Note the edible gold wrapper.

Perhaps the diner of the future will be different. Mithai — burfi — officially exists in the Marvel Cinematic Universe, with a prominent display in Ms. Marvel, a story about a Pakistani American teen. Diners are also more familiar with South Asian cuisine than when Chai Pani opened in 2009. Irani offered dessert on his thali (thali is a traditional offering with small tastes in small steel tins on a single steel plate). Irani fielded many questions and found different ways to describe kheer, such as “Indian rice pudding” or a “sweetened polenta.”

“And I remember the early days, watching the thalis come back to the kitchen and noticing what was eaten and what was not eaten,” Irani says. “And often the dessert was not really touched much. But as the years went by, I saw that less and less, as I noticed more and more that the dessert on the thali is now being consumed.”
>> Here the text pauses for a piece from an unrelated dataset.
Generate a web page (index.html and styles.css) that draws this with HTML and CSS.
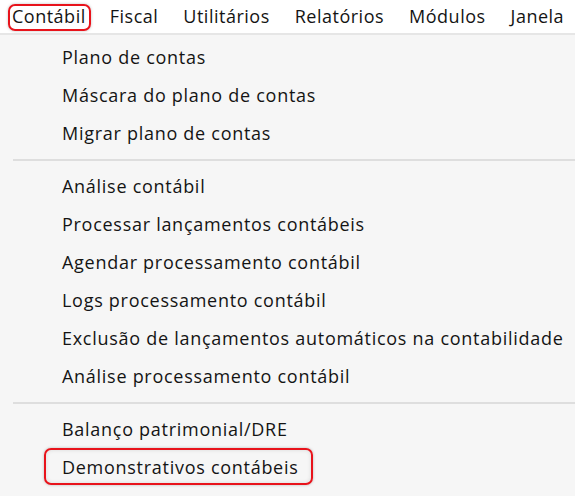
FILE: index.html
```html
<!DOCTYPE html>
<html lang="pt">
<head>
<meta charset="utf-8">
<link rel="stylesheet" href="styles.css">
</head>
<body>
<div class="menubar">
  <span class="top-item active">Contábil</span>
  <span class="top-item">Fiscal</span>
  <span class="top-item">Utilitários</span>
  <span class="top-item">Relatórios</span>
  <span class="top-item">Módulos</span>
  <span class="top-item">Janela</span>
</div>
<div class="dropdown">
  <div class="item">Plano de contas</div>
  <div class="item">Máscara do plano de contas</div>
  <div class="item">Migrar plano de contas</div>
  <div class="sep"></div>
  <div class="item">Análise contábil</div>
  <div class="item">Processar lançamentos contábeis</div>
  <div class="item">Agendar processamento contábil</div>
  <div class="item">Logs processamento contábil</div>
  <div class="item">Exclusão de lançamentos automáticos na contabilidade</div>
  <div class="item">Análise processamento contábil</div>
  <div class="sep"></div>
  <div class="item">Balanço patrimonial/DRE</div>
  <div class="item"><span class="highlight">Demonstrativos contábeis</span></div>
  <div class="item">Relacionamento contábil de contas</div>
</div>
</body>
</html>
```
FILE: styles.css
```css
html, body {
  margin: 0;
  padding: 0;
  background: #f6f6f6;
  overflow: hidden;
}
body {
  width: 575px;
  height: 496px;
  font-family: "Open Sans", "Noto Sans", sans-serif;
  font-size: 18px;
  letter-spacing: 0.72px;
  color: #141414;
}
.menubar {
  display: flex;
  align-items: center;
  height: 33px;
  background: #ffffff;
  border-bottom: 2px solid #e6e6e6;
  padding-left: 12px;
  gap: 25px;
  white-space: nowrap;
  font-size: 18px;
  letter-spacing: 0.5px;
}
.top-item {
  position: relative;
  line-height: 33px;
}
.top-item.active {
  margin-right: -1px;
}
.top-item.active::after {
  content: "";
  position: absolute;
  left: -4px;
  right: -5px;
  top: 4px;
  bottom: 2px;
  border: 2px solid #e8131b;
  border-radius: 7px;
  box-shadow: 0 0 3px rgba(0,0,0,0.25);
}
.dropdown {
  padding-top: 3px;
}
.item {
  height: 38px;
  line-height: 38px;
  padding-left: 62px;
  white-space: nowrap;
}
.sep {
  height: 2px;
  margin: 7px 0 6px 13px;
  background: #dedede;
}
.highlight {
  position: relative;
  display: inline-block;
}
.highlight::after {
  content: "";
  position: absolute;
  left: -18px;
  right: -14px;
  top: 0;
  bottom: 1px;
  border: 2px solid #e8131b;
  border-radius: 7px;
  box-shadow: 0 0 3px rgba(0,0,0,0.25), inset 0 0 4px rgba(0,0,0,0.12);
}
```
While Irani says his culinary focus will never be desserts, now the desserts get their own plates: “I’m trying to capture that feeling of when a mom makes, I don’t know, rice pudding at home, or an apple pie at home, or something that seems familiar,” he says.

Irani is even considering new dishes. Nashville celebrity chef Maneet Chauhan (Chaatable) has him thinking about gulab jamun cheesecake.